Scan the lines below for the string "React" and copy every one that has it.

**Data section:**

(begin)

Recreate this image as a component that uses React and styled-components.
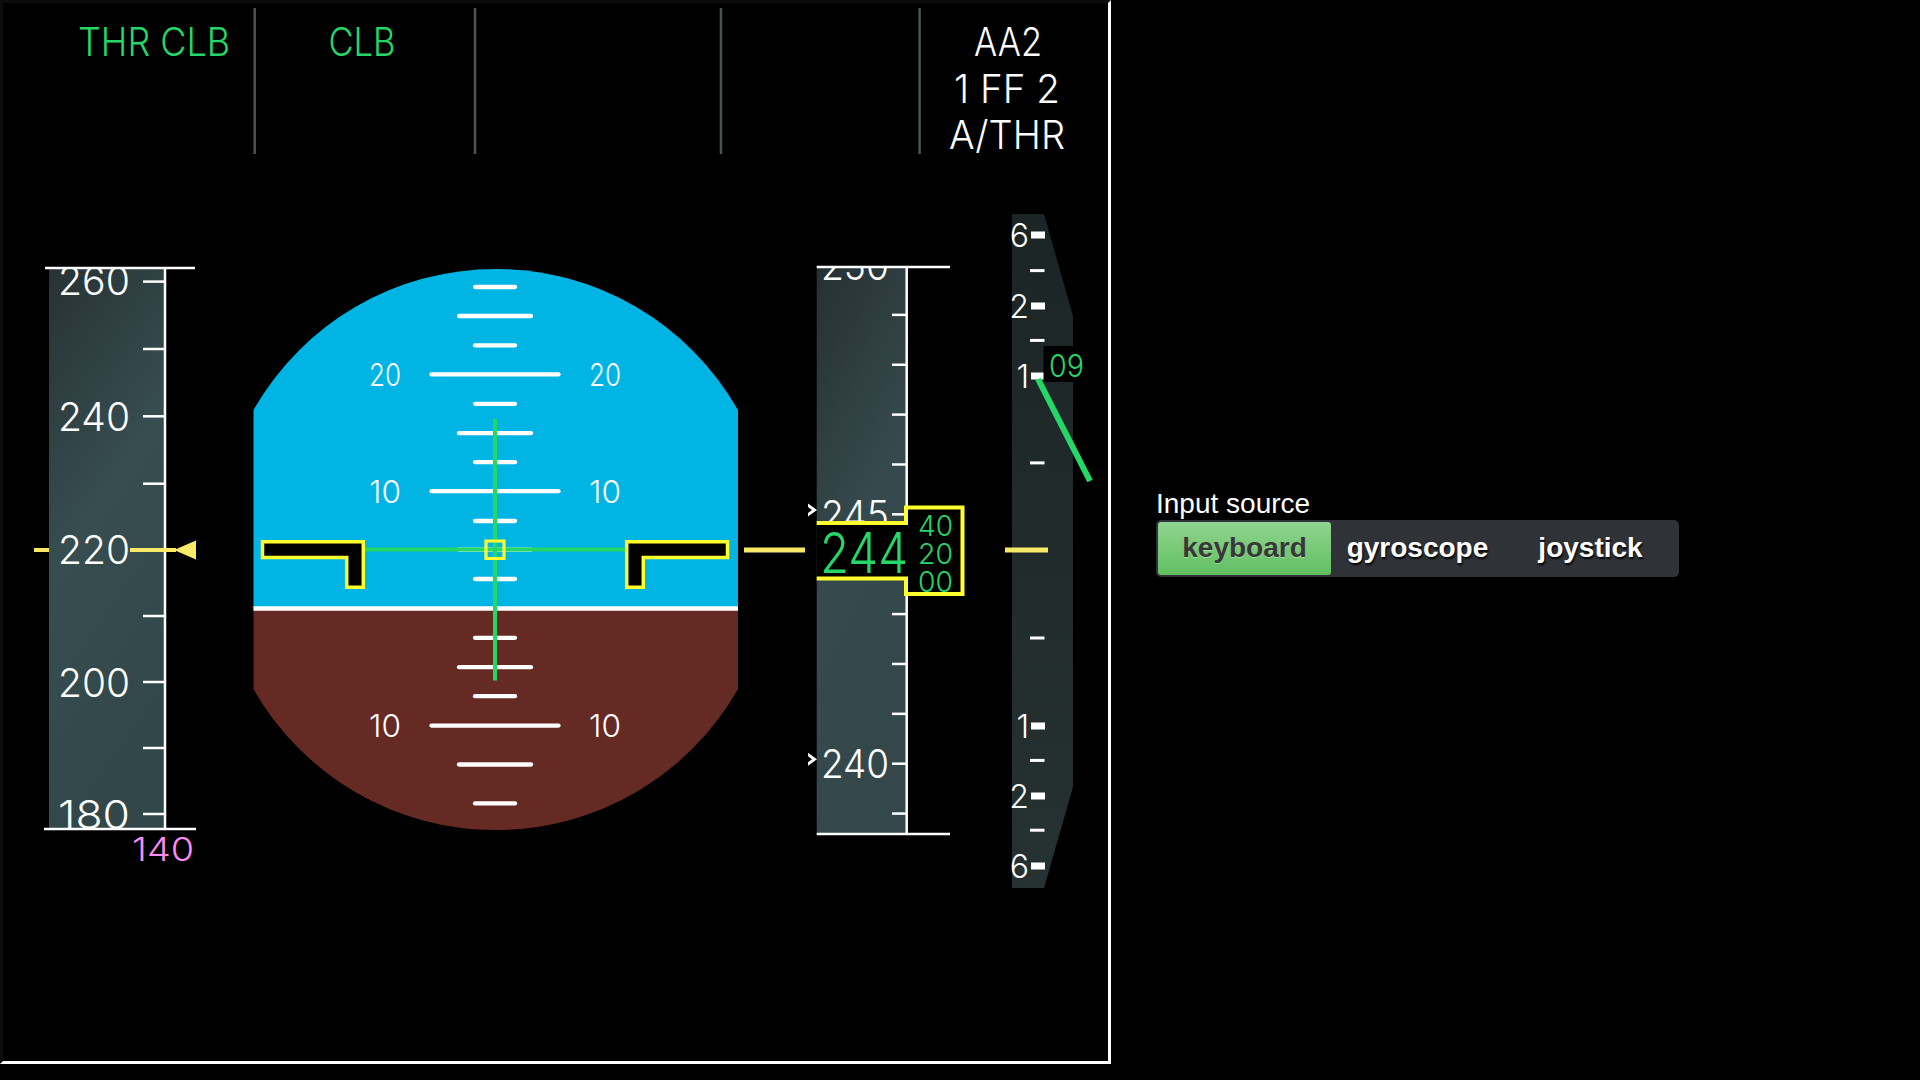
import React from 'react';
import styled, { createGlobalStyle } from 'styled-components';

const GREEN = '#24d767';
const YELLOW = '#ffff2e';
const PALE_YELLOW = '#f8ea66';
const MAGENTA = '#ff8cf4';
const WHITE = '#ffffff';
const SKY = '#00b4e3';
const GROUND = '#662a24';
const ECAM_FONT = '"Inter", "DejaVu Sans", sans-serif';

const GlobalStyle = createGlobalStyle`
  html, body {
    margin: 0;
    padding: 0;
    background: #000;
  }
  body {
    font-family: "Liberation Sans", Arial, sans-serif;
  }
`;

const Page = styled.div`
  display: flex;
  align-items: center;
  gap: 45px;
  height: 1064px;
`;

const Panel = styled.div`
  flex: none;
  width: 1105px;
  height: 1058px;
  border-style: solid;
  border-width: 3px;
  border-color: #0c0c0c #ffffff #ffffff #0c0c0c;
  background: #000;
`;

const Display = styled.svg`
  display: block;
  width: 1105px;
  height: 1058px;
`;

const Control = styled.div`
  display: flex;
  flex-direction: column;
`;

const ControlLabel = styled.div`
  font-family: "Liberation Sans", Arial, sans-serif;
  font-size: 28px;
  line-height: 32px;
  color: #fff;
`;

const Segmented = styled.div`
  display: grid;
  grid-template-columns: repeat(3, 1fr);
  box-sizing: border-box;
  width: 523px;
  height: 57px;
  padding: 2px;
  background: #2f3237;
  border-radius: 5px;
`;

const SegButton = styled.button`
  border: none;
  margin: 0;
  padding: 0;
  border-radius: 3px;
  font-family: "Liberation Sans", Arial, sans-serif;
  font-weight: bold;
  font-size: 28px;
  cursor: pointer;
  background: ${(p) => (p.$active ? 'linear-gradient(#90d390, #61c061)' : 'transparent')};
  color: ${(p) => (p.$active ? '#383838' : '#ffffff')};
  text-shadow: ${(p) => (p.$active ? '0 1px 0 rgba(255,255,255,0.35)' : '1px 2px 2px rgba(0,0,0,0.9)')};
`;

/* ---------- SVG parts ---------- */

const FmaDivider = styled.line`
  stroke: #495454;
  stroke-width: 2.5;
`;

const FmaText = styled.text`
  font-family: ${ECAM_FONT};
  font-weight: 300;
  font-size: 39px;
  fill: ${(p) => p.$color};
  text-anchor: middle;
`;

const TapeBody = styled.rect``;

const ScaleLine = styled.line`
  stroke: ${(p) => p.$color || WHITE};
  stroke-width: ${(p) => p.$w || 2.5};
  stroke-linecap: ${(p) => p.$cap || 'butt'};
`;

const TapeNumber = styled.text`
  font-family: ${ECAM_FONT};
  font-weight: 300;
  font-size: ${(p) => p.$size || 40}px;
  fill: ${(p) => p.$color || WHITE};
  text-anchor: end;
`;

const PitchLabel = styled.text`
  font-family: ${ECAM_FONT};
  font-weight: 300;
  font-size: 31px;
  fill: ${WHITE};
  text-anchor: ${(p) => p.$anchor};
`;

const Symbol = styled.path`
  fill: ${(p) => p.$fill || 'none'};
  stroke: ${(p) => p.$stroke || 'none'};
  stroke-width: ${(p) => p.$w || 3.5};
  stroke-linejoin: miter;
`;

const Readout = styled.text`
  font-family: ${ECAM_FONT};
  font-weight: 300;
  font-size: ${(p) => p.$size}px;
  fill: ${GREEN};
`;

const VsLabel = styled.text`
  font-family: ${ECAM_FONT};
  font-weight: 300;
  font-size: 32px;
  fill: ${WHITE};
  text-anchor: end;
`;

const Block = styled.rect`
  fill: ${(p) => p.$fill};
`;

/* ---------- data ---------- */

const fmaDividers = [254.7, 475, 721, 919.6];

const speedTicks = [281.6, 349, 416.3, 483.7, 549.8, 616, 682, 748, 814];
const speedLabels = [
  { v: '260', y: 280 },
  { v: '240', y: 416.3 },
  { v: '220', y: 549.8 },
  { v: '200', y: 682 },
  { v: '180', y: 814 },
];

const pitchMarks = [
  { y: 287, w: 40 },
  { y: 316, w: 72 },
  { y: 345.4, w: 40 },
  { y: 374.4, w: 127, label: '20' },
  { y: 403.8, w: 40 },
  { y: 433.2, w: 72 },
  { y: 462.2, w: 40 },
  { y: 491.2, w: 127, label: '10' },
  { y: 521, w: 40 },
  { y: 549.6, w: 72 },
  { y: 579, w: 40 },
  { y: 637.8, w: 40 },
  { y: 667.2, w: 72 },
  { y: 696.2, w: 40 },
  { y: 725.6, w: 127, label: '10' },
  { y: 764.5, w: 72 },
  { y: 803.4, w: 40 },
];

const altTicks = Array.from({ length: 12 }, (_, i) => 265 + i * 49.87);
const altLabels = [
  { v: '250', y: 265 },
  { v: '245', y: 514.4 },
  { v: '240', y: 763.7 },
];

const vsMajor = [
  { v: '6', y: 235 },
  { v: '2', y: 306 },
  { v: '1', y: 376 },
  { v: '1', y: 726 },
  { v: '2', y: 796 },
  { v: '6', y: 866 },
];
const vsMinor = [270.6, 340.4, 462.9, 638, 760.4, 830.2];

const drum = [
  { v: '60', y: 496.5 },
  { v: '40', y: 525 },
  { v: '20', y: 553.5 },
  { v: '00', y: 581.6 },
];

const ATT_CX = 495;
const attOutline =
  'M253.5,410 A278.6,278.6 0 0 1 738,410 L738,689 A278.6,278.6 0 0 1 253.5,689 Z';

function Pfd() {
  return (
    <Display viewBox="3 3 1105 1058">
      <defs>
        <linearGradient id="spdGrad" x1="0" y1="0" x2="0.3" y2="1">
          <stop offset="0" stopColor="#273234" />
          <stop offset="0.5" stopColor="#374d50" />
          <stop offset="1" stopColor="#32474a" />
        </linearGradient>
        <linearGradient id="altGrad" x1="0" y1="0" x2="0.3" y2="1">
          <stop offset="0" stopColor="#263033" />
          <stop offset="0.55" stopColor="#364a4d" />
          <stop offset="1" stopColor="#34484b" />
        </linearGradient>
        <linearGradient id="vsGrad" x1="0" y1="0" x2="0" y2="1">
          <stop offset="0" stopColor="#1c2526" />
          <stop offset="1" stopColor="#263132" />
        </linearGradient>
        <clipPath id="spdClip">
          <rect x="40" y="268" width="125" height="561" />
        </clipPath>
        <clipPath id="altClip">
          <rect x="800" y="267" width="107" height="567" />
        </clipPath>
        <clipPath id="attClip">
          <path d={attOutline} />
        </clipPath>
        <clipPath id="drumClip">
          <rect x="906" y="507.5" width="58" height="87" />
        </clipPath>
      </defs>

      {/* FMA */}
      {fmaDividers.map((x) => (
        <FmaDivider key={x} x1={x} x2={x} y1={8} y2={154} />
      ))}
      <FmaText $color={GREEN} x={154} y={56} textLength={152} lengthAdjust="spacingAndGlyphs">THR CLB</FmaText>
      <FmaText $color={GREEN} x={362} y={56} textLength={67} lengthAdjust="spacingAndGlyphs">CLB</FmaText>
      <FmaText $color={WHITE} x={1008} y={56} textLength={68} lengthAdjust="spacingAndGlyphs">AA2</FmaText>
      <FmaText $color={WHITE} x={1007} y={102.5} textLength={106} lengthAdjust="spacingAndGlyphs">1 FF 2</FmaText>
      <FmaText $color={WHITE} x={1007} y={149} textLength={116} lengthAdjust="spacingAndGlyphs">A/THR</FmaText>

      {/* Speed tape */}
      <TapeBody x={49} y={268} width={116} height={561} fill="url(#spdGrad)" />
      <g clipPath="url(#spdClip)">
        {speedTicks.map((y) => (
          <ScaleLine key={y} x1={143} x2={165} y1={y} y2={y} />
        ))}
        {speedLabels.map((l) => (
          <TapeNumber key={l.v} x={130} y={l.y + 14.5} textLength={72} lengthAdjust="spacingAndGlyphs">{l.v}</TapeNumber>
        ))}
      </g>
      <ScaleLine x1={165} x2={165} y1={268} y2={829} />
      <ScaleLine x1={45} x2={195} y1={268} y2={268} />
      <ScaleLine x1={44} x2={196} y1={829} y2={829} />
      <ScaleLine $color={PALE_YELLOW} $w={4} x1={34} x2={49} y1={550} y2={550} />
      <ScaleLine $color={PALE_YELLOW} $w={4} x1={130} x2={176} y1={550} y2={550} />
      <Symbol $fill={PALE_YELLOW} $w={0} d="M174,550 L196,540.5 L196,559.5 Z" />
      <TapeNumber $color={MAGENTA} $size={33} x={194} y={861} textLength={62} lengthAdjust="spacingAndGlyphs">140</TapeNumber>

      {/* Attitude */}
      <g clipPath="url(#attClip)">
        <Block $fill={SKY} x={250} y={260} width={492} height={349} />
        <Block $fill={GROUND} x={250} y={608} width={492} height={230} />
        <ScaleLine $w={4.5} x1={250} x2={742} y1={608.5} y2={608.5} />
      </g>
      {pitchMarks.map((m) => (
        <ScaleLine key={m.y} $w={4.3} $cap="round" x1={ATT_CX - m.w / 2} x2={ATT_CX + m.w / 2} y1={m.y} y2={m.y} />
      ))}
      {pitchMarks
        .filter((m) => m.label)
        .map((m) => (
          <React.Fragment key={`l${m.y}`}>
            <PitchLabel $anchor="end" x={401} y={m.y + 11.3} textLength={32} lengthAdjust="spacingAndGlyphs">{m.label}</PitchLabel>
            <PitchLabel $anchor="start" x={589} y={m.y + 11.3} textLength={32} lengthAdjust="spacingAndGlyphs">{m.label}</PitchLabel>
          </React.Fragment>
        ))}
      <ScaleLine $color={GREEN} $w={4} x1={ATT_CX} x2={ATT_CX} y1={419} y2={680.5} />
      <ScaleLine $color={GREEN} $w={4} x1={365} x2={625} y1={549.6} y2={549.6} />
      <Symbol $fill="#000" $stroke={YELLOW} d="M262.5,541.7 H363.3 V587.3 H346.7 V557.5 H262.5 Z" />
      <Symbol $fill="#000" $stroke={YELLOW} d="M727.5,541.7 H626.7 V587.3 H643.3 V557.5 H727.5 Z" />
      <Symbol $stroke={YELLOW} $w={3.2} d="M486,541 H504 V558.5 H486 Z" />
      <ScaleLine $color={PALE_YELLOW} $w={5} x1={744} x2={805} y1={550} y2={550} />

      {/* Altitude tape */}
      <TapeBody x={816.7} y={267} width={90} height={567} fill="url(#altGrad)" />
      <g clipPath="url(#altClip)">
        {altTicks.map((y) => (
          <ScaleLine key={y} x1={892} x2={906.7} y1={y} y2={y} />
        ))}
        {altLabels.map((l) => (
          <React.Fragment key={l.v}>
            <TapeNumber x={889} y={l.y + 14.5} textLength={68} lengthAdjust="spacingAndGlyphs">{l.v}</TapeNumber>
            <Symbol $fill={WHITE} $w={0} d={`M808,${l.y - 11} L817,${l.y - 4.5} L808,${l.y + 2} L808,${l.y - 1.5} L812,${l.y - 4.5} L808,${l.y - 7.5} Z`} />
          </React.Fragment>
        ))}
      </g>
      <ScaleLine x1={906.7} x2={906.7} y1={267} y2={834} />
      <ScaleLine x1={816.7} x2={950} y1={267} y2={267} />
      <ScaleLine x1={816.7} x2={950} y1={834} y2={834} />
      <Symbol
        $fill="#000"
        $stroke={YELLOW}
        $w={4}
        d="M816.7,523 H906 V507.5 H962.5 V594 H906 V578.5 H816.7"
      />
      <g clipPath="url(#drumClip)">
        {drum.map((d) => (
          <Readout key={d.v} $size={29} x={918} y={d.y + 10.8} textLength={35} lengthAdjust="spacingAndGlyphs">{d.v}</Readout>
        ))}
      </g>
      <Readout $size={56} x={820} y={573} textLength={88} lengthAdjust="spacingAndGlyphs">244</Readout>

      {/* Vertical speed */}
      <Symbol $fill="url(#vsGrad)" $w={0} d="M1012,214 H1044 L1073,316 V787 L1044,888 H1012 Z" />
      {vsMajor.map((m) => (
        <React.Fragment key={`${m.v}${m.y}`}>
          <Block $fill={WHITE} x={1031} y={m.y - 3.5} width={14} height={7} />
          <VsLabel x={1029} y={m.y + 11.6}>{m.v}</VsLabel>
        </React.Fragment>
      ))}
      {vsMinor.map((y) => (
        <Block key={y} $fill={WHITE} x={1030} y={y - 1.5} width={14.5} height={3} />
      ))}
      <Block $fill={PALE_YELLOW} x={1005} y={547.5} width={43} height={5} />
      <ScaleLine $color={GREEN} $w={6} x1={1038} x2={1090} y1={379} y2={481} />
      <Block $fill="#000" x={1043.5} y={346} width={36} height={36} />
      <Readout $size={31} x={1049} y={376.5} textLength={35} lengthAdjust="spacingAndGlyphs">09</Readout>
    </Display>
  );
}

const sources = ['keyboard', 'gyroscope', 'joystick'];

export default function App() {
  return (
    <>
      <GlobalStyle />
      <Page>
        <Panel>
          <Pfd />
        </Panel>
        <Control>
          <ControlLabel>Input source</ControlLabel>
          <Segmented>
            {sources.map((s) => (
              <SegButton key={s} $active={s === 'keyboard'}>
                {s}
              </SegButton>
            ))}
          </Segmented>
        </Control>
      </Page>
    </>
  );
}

(end)

**Reply to the exercise:**
Recreate this image as a component that uses React and styled-components.
import React from 'react';
          <React.Fragment key={`l${m.y}`}>
          </React.Fragment>
          <React.Fragment key={l.v}>
          </React.Fragment>
        <React.Fragment key={`${m.v}${m.y}`}>
        </React.Fragment>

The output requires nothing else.